Danke für diesen – für mich – sehr hilfreichen und informativen Beitrag zu einem aktuell brennenden Thema.
Schade das zwei wesentliche Angaben nicht übereinstimmen: Ist die Reduktion seit 1990 nun 36 Prozent (Titel) oder 47 Prozent (Text), oder habe ich etwas übersehen?
Beides. Der CO2-Ausstoss in Dänemark ist seit 1990 um 36 Prozent gesunken. PRO KOPF hat Dänemark seinen Ausstoss um 47 Prozent reduziert.

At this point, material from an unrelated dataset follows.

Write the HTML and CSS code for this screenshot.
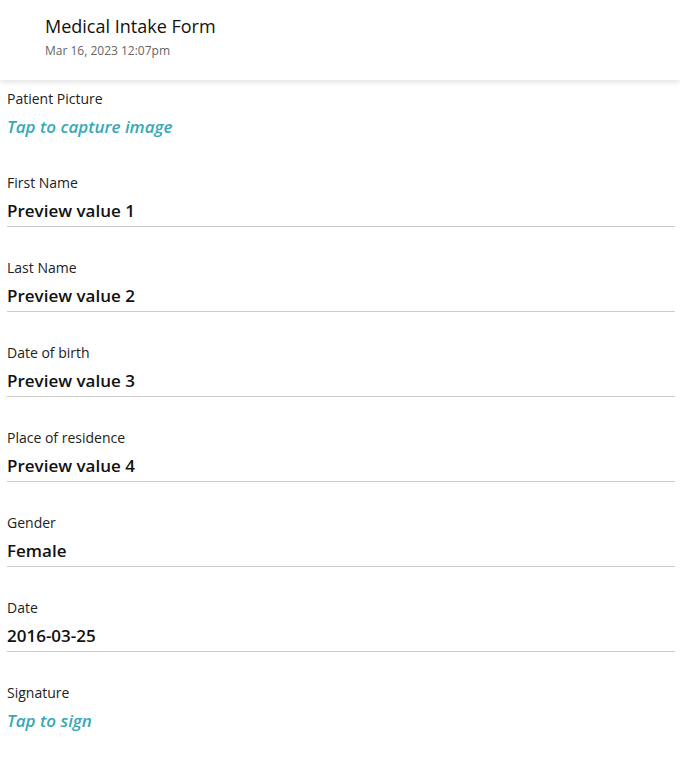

Danke für diesen Blick über den Tellerrand. Ich würde gerne präzisieren: Die Hauptreduktion hat Dänemark mit dem massiven Ausbau der Windstromproduktion erreicht. Der weitere Ausbau des Windparks wird vor allem den Nachbarsländer bei der Dekarbonisierung helfen. Das erwähnte Biogas geht grösstenteils nicht in die Stromproduktion (wie im Artikel geschrieben). Die im Stromsektor erwähnte Biomasse wäre genauer zu recherchieren. Früher war es oft Stroh, das in Kohlekraftwerken zugefeuert wurde. Sind es heute auch Pellets aus Übersee? Ebenfalls wäre es interessant zu wissen, wieviel des ins Gasnetz eingespiesenen Biogases «doppelt» verkauft wird. So importieren zB Energie360° dänische Biogaszertifikate für Schweizer Biogaskunden.
Woher nimmt Dänemark die viele Biomasse, um Biogas herzustellen? Haben die so viel Abfall-Biomasse? Wenn nein: Was verwenden sie sonst noch?